The scene when Dagmar forces Karoline to crush an infant between the two women’s bodies is haunting.
I think there’s a paradox in the bathhouse scene, which is that Karoline goes there to have an abortion, and her pregnancy is saved by a woman who later takes the life of that baby and gives Karoline a life [as a wet nurse] and helps her up, but eventually also kills that baby, too. It’s horrible and it’s a horrible way to kill a baby, but the hug is somehow a strange reflection of the tenderness between those women or also what Karoline can mean to Dagmar. It’s a desperate act in this sense for Dagmar to have Karoline do it, because that means she is less alone, maybe there’s someone that can take over for her, maybe if she can convince Karoline of this, she can justify her acts. What also happens in this hug is Dagmar falls down on top of her; there’s a sense almost like a rape in it. It was something we found on set to be extremely inspiring, this frame where we could have the whole scene and just take it from that one angle. It became so much stronger than it would have ever become if we would have started to go in and do close-ups of them or be more graphic about it, because I think the strongest thing for the audience is what we don’t see. It’s like what Hitchcock said, our imagination will always be stronger than anything we can ever show.
You’ve called this film, with its mashup of monsters, saviors and poor maidens, a “fairy tale for grown-ups.” What message do you hope audiences walk away with?

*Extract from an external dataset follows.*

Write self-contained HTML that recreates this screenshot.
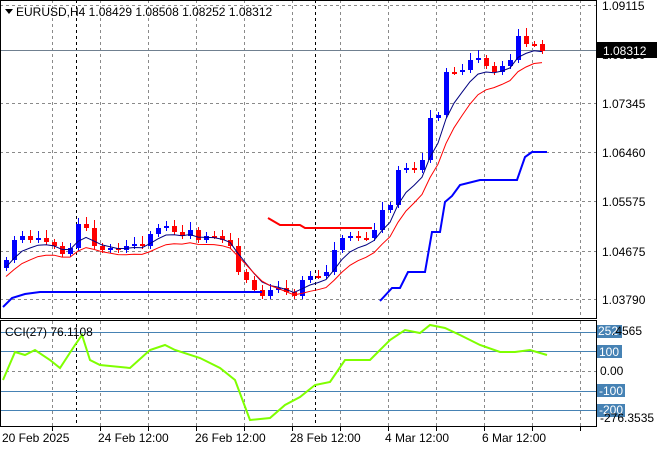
<!DOCTYPE html>
<html><head><meta charset="utf-8"><style>
body{margin:0;background:#fff;width:660px;height:450px;overflow:hidden;font-family:"Liberation Sans",sans-serif}
svg text{font-family:"Liberation Sans",sans-serif;font-size:12px}
</style></head><body>
<svg id="s" width="660" height="450" xmlns="http://www.w3.org/2000/svg">
<g id="grid" stroke="#8a8a8a" stroke-dasharray="3,3" stroke-width="1"></g>
<g id="chart"></g>
<rect x="0.5" y="0.5" width="596" height="318" fill="none" stroke="#000"/>
<rect x="0.5" y="320.5" width="596" height="106" fill="none" stroke="#000"/>
<text x="16" y="16" fill="#000">EURUSD,H4  1.08429 1.08508 1.08252 1.08312</text>
<path d="M5 9 L13 9 L9 14 Z" fill="#000"/>
<text x="5" y="336" fill="#000">CCI(27) 76.1108</text>
<g font-size="12">
<text x="602" y="10">1.09115</text>
<text x="602" y="108">1.07345</text>
<text x="602" y="157">1.06460</text>
<text x="602" y="206">1.05575</text>
<text x="602" y="256">1.04675</text>
<text x="602" y="304">1.03790</text>
<text x="602" y="59">1.08250</text>
<rect x="597" y="42" width="60" height="16" fill="#000"/>
<text x="603" y="55" fill="#fff">1.08312</text>
<rect x="597" y="325" width="25" height="13" fill="#4682b4"/>
<text x="598" y="335" fill="#fff">252</text>
<text x="612" y="335">.4565</text>
<rect x="597" y="345" width="25" height="13" fill="#4682b4"/>
<text x="599" y="356" fill="#fff">100</text>
<text x="600" y="375">0.00</text>
<rect x="597" y="384" width="28" height="13" fill="#4682b4"/>
<text x="599" y="395" fill="#fff">-100</text>
<rect x="597" y="404" width="28" height="13" fill="#4682b4"/>
<text x="599" y="414" fill="#fff">-200</text>
<text x="600" y="422">-276.3535</text>
<text x="2" y="442">20 Feb 2025</text>
<text x="98" y="442">24 Feb 12:00</text>
<text x="195" y="442">26 Feb 12:00</text>
<text x="290" y="442">28 Feb 12:00</text>
<text x="385" y="442">4 Mar 12:00</text>
<text x="482" y="442">6 Mar 12:00</text>
</g>
</svg>
<script>
var S='http://www.w3.org/2000/svg';
function el(p,t,a){var e=document.createElementNS(S,t);for(var k in a)e.setAttribute(k,a[k]);p.appendChild(e);return e;}
var g=document.getElementById('grid'),c=document.getElementById('chart');
[52,100,148,196,244,292,340,388,436,484,532,580].forEach(function(x){el(g,'line',{x1:x+.5,y1:0,x2:x+.5,y2:319});el(g,'line',{x1:x+.5,y1:321,x2:x+.5,y2:427});el(g,'line',{x1:x+.5,y1:427,x2:x+.5,y2:431,'stroke-dasharray':'none',stroke:'#000'});});
[76,315].forEach(function(x){el(g,'line',{x1:x+.5,y1:0,x2:x+.5,y2:427,stroke:'#000'});});
[5,103,152,201,251,299].forEach(function(y){el(g,'line',{x1:0,y1:y+.5,x2:597,y2:y+.5});});
el(g,'line',{x1:0,y1:371.5,x2:597,y2:371.5});
el(c,'line',{x1:0,y1:50.5,x2:597,y2:50.5,stroke:'#708090'});
[332,351,391,410].forEach(function(y){el(c,'line',{x1:0,y1:y+.5,x2:597,y2:y+.5,stroke:'#4682b4'});});
var ys=[260,240,236,240,238,242,246,254,248,224,228,246,250,248,250,246,244,246,234,228,226,232,236,230,240,236,236,240,246,272,280,290,296,290,288,292,296,280,276,276,272,250,238,236,238,238,230,210,205,170,168,170,160,118,115,72,72,70,60,58,66,72,66,60,36,44,44,51];
var prev=268,e1=268,e2=270,b=[],r=[];
ys.forEach(function(y,i){var x=6+8*i,o=prev,up=y<o,col=up?'#0000ff':'#ff0000';
var hi=Math.min(o,y)-3-(i*7%6),lo=Math.max(o,y)+3+(i*5%5);
el(c,'line',{x1:x+.5,y1:hi,x2:x+.5,y2:lo,stroke:col});
var t=Math.min(o,y),h=Math.max(Math.abs(o-y),2);el(c,'rect',{x:x-2,y:t,width:5,height:h,fill:col});
e1=e1+(y-e1)*0.35;e2=e2+(y-e2)*0.25;b.push(x+','+(e1+2).toFixed(1));r.push(x+','+(e2+9).toFixed(1));prev=y;});
el(c,'polyline',{points:b.join(' '),fill:'none',stroke:'#000080'});
el(c,'polyline',{points:r.join(' '),fill:'none',stroke:'#ff0000'});
el(c,'polyline',{points:'3,307 12,298 25,294 40,292 262,292',fill:'none',stroke:'#0000ff','stroke-width':2});
el(c,'polyline',{points:'268,218 280,225 300,225 305,228 372,228',fill:'none',stroke:'#ff0000','stroke-width':2});
el(c,'polyline',{points:'380,301 392,288 400,288 408,272 425,272 432,232 440,232 445,202 452,196 460,185 480,180 517,180 525,157 532,152 547,152',fill:'none',stroke:'#0000ff','stroke-width':2});
el(c,'polyline',{points:'3,380 15,352 25,355 35,350 50,360 60,368 75,345 82,335 90,360 100,365 130,368 150,350 165,345 175,350 200,358 220,368 235,380 250,420 270,418 285,405 300,397 315,385 330,382 345,360 370,360 380,350 390,340 405,330 420,333 430,325 445,328 460,335 480,345 500,352 515,352 530,350 547,355',fill:'none',stroke:'#7fff00','stroke-width':2});
</script>
</body></html>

That it might be attractive and even nice for a while to float with the devil, and it might be more of a struggle to believe in love and do something good, but in the end it always makes more sense and it’s always worth the struggle not to accept the simple escape. Even in the darkest places there is hope, but it requires effort, and I think that’s the choice Karoline makes in the end. You can float away in an ether high and forget the world outside, but the right thing to do is jump out of the window and go and get Erena from the orphanage.